*Aim of the task*. Copy, from the entries below, each line in which the string "that" appears.

*Material provided*.
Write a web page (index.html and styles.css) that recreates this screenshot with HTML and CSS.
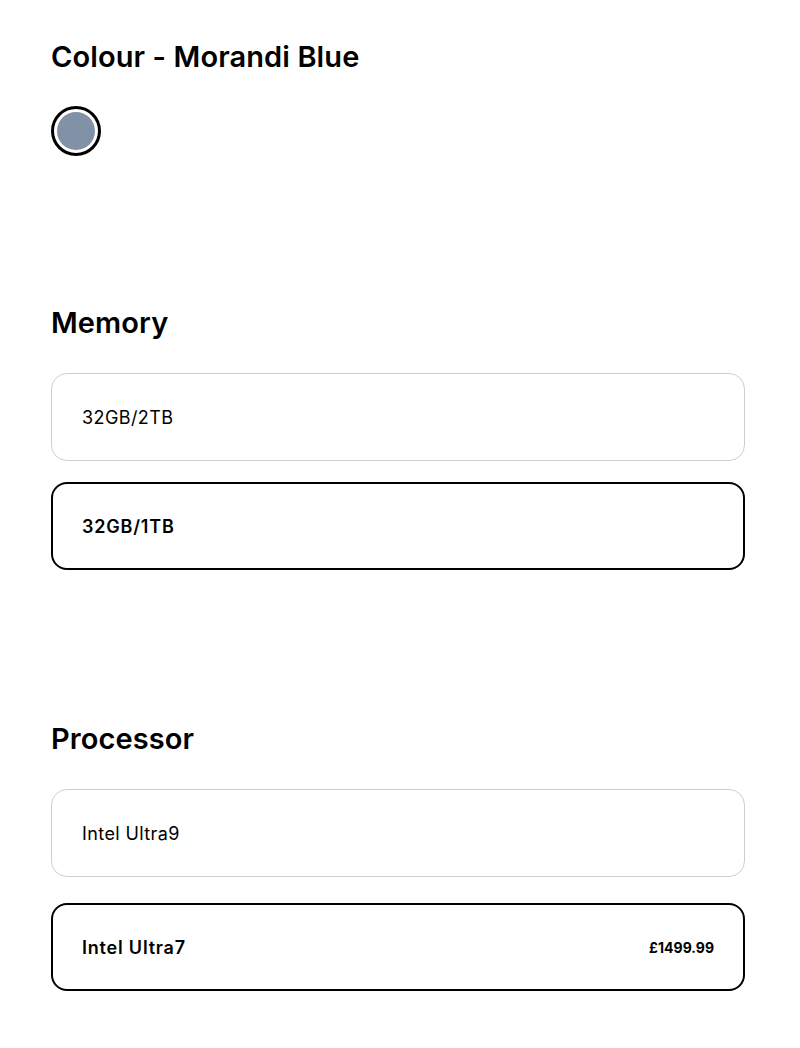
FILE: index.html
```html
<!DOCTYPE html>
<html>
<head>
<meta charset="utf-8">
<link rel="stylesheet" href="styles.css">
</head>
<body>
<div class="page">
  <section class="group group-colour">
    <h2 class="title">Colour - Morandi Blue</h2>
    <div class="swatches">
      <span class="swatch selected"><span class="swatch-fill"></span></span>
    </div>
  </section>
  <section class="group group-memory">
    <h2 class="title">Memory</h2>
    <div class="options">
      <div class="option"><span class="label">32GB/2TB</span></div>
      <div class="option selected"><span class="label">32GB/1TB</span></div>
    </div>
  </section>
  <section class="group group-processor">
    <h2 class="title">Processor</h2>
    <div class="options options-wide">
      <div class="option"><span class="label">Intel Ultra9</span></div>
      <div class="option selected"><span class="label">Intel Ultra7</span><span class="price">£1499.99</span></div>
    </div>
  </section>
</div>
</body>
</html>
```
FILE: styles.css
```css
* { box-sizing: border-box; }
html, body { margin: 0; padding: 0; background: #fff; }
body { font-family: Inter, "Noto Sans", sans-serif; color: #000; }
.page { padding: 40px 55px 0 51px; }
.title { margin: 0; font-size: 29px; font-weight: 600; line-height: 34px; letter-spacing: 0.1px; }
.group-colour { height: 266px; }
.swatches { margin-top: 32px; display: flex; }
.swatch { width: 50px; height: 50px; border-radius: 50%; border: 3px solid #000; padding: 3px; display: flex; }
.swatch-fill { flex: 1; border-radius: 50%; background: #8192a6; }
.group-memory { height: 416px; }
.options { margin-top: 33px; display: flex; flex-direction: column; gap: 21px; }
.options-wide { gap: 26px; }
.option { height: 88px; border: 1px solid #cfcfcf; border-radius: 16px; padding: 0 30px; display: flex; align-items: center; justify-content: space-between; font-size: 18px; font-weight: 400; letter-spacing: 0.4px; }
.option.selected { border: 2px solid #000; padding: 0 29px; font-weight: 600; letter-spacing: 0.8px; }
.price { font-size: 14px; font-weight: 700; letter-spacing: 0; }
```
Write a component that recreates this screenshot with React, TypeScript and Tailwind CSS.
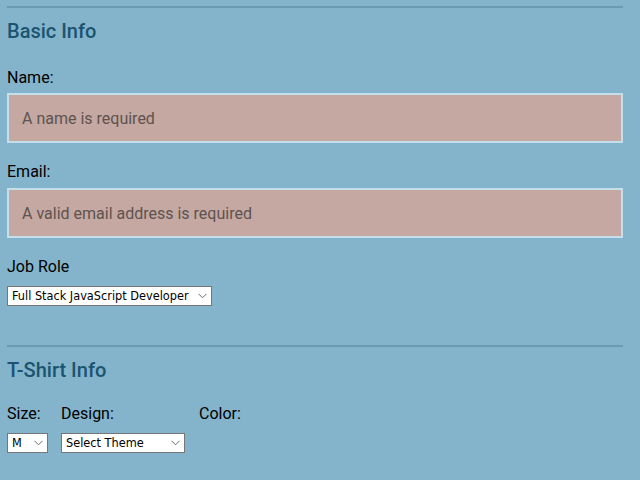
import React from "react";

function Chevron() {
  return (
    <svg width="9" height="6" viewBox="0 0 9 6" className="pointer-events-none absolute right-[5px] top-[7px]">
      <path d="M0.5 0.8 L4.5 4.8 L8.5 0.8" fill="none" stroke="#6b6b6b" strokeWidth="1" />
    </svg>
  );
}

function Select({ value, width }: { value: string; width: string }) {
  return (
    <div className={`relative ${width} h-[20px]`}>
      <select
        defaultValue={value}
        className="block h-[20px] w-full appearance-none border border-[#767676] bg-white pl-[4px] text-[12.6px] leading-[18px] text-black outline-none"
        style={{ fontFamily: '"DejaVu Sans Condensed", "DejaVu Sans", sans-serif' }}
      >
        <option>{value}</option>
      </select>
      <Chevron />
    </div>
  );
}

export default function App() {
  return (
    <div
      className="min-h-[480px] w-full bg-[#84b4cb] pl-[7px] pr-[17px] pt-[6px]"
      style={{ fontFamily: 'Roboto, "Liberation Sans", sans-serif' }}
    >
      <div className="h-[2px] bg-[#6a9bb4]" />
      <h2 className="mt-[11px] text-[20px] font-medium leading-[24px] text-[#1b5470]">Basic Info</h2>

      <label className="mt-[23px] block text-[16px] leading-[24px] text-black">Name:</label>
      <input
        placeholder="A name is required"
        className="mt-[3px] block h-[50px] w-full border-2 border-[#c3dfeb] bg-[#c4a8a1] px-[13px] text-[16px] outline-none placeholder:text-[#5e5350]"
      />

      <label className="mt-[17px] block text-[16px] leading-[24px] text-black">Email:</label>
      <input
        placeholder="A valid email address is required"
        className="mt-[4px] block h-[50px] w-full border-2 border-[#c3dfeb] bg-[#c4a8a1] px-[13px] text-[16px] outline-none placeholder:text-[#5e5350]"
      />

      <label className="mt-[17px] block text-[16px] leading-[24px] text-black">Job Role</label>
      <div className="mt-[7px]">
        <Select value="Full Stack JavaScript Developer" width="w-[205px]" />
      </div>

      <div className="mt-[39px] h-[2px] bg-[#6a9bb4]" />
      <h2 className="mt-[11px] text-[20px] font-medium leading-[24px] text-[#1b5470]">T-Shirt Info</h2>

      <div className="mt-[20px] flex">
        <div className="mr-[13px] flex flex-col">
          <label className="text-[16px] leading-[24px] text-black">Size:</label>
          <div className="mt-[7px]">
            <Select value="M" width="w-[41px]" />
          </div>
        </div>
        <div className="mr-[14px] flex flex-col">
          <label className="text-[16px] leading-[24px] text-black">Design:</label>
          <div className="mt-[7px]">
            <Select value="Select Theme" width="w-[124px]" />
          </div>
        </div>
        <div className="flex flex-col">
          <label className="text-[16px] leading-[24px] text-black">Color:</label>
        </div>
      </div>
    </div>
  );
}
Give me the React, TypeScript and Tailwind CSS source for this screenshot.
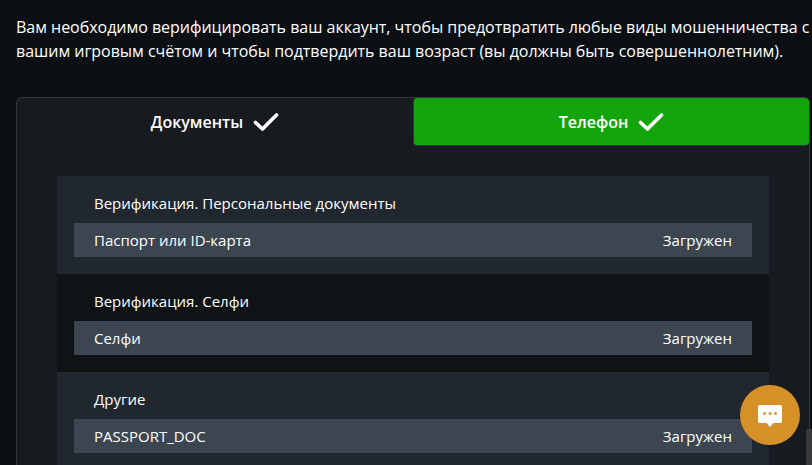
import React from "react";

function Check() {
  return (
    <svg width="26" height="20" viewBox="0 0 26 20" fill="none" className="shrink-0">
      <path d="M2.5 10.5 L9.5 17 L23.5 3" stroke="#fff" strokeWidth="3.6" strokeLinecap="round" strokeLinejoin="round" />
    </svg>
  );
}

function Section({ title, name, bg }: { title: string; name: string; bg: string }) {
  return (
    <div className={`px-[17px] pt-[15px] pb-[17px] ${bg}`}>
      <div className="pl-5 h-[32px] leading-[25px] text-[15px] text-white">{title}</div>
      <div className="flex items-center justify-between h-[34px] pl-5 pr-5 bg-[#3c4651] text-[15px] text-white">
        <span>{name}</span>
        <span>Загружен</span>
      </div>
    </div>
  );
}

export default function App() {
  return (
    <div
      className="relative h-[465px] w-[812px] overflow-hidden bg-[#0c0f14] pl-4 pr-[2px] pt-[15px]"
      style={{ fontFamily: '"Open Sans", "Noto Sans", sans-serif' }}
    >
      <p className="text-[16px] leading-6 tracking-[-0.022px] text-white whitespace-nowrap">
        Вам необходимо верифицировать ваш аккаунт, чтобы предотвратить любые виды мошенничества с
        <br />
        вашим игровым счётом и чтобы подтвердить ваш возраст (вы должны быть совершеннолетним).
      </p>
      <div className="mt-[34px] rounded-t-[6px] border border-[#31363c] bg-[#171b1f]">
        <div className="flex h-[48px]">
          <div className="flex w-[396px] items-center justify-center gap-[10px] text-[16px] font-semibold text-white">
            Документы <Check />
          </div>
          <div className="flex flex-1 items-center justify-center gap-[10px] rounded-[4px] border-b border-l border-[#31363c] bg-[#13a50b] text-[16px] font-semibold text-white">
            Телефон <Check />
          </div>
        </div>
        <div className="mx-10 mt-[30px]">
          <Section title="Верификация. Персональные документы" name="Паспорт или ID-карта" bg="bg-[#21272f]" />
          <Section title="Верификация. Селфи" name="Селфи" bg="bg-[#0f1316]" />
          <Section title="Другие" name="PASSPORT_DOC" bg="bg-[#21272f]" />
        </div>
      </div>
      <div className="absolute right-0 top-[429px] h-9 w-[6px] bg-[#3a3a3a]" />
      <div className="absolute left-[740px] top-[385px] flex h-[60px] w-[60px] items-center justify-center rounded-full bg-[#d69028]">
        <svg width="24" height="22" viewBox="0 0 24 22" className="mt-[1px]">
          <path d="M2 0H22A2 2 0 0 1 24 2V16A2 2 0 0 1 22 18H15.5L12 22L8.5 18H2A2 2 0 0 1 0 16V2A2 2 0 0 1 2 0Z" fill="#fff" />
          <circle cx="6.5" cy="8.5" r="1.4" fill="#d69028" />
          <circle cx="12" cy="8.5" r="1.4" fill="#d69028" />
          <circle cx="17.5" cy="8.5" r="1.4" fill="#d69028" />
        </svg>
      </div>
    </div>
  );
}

*Correct answer*.
Write a web page (index.html and styles.css) that recreates this screenshot with HTML and CSS.
Write a component that recreates this screenshot with React, TypeScript and Tailwind CSS.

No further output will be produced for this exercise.